A police member stands in front of trucks blocking downtown streets as a rally against COVID-19 restrictions, which began as a cross-country convoy protesting a federal vaccine mandate for truckers, continues in Ottawa, on Wednesday, February 9, 2022. THE CANADIAN PRESS/ Patrick Doyle

A police member stands in front of trucks blocking downtown streets as a rally against COVID-19 restrictions, which began as a cross-country convoy protesting a federal vaccine mandate for truckers, continues in Ottawa, on Wednesday, February 9, 2022. THE CANADIAN PRESS/ Patrick Doyle

NDP want U.S. ambassador to testify about American funding of Ottawa protests

Funding called an attack on Canada’s democracy

The NDP is calling on the U.S. ambassador to testify before the House of Commons foreign affairs committee, saying American funding of the nearly two-week-long anti-vaccine mandate protest in Ottawa is an attack on Canada’s democracy.

A significant amount of the more than $10 million in donations to the demonstration came from U.S. donors. The Commons committee meets today and would need unanimous consent of all parties to issue an invitation to Ambassador David Cohen.
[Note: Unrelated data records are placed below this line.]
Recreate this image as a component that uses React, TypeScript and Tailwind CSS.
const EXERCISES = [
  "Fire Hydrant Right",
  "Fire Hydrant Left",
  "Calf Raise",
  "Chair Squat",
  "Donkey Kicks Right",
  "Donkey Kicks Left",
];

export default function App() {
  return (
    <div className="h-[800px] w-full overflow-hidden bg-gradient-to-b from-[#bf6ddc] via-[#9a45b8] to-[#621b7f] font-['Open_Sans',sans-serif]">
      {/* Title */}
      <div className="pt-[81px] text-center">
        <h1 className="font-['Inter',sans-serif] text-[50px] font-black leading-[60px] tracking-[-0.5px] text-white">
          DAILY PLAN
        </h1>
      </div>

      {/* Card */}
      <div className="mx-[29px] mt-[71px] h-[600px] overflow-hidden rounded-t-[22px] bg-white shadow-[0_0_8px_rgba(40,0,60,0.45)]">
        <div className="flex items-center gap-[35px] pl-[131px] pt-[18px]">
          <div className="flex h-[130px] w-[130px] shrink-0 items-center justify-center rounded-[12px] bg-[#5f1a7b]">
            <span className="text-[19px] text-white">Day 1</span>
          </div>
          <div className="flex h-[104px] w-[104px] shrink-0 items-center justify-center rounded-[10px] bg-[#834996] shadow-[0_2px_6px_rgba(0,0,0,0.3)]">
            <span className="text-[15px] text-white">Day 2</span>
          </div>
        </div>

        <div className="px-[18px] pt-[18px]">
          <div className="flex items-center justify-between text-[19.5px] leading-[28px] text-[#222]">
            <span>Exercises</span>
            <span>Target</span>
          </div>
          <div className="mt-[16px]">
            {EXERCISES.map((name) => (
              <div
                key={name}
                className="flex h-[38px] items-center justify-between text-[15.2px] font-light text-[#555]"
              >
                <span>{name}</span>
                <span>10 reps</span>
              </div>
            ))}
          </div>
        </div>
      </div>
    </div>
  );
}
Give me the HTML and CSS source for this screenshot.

Protesters have been warned by police that if they continue blocking streets they could be charged with mischief to property, have their vehicles and other property seized and possibly forfeited, and that charges or convictions may lead to them being barred from travelling to the United States.

The declaration from police comes after municipal officials in Ottawa spoke with the federal government to find solutions to end the protest that has sparked solidarity rallies, some of which have blocked traffic at border crossings in Coutts, Alta., and the busy Windsor-Detroit Ambassador Bridge crossing.

Emergency Preparedness Minister Bill Blair says Ottawa residents have been subjected to “acts of thuggery and disrespect” by demonstrators, and the government is working to ensure Ottawa police have the “resources that they need to enforce the law to restore public order and to bring this unlawful protest to an end.”

Prime Minister Justin Trudeau says he spoke with Ontario Premier Doug Ford about the blockades in Windsor, Ont., and Ottawa on Wednesday evening, adding that the federal and provincial governments will be working to “get the situation under control.”